**Goal**
Scan the data below for the string "this". Show every line where it turns up.

----- Dataset extract

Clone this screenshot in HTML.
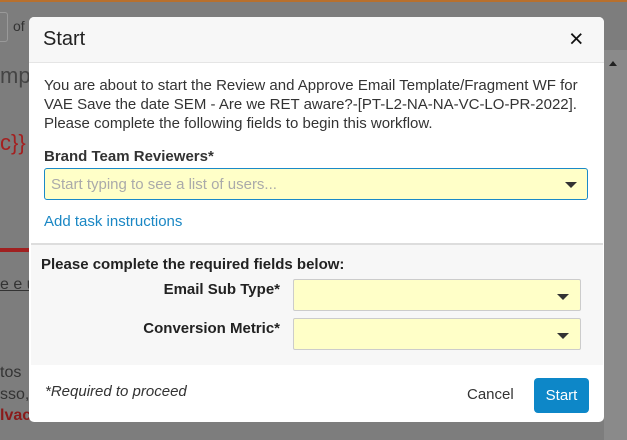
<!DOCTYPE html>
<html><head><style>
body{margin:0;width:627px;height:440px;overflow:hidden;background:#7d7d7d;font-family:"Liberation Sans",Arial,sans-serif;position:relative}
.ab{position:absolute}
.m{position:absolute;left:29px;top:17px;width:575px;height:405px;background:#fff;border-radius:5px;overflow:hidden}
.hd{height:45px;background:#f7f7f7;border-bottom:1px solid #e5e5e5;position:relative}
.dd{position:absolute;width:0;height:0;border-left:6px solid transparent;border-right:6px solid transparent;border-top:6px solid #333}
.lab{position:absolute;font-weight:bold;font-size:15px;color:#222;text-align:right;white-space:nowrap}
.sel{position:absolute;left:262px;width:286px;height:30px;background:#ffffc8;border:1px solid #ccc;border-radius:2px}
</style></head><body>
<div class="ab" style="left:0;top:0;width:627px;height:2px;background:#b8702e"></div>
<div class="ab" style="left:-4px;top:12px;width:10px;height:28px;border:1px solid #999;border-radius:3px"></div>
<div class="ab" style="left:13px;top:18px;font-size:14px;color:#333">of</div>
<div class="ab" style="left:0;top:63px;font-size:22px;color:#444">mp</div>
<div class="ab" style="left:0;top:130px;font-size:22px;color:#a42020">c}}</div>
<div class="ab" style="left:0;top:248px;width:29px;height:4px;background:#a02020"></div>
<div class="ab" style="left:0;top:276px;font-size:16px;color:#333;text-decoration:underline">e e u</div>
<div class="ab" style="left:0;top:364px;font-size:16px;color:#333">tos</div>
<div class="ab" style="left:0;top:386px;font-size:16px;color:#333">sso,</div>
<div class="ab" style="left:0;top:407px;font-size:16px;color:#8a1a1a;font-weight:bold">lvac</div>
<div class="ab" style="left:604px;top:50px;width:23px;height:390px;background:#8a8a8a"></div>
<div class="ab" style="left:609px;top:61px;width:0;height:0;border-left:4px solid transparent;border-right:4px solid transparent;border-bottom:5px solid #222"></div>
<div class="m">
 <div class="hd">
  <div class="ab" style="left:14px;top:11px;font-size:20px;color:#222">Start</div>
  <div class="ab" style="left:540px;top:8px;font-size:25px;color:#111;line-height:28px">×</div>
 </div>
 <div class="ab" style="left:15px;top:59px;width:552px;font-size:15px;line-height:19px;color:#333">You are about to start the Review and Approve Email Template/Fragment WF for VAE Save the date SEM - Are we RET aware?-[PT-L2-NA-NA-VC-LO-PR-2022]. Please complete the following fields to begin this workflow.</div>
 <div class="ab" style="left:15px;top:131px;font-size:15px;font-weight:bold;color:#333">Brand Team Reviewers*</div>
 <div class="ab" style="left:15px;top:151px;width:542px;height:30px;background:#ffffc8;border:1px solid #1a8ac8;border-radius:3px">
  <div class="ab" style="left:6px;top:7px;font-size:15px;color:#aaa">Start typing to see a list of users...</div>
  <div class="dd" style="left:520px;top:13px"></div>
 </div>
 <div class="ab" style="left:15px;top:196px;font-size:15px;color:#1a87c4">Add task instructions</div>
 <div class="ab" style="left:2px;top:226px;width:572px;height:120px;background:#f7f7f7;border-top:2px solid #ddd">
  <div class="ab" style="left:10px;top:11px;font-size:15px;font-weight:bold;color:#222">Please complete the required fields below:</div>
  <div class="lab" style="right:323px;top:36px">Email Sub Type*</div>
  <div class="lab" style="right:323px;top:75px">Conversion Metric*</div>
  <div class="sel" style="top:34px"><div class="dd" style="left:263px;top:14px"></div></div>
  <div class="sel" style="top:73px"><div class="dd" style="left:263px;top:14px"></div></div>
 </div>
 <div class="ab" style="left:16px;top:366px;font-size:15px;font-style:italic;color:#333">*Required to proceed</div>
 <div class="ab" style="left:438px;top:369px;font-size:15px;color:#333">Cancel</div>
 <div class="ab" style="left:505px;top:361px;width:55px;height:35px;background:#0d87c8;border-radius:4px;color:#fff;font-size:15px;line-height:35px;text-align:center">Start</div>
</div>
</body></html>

----------

**Exercise response**
Clone this screenshot in HTML.
 <div class="ab" style="left:15px;top:59px;width:552px;font-size:15px;line-height:19px;color:#333">You are about to start the Review and Approve Email Template/Fragment WF for VAE Save the date SEM - Are we RET aware?-[PT-L2-NA-NA-VC-LO-PR-2022]. Please complete the following fields to begin this workflow.</div>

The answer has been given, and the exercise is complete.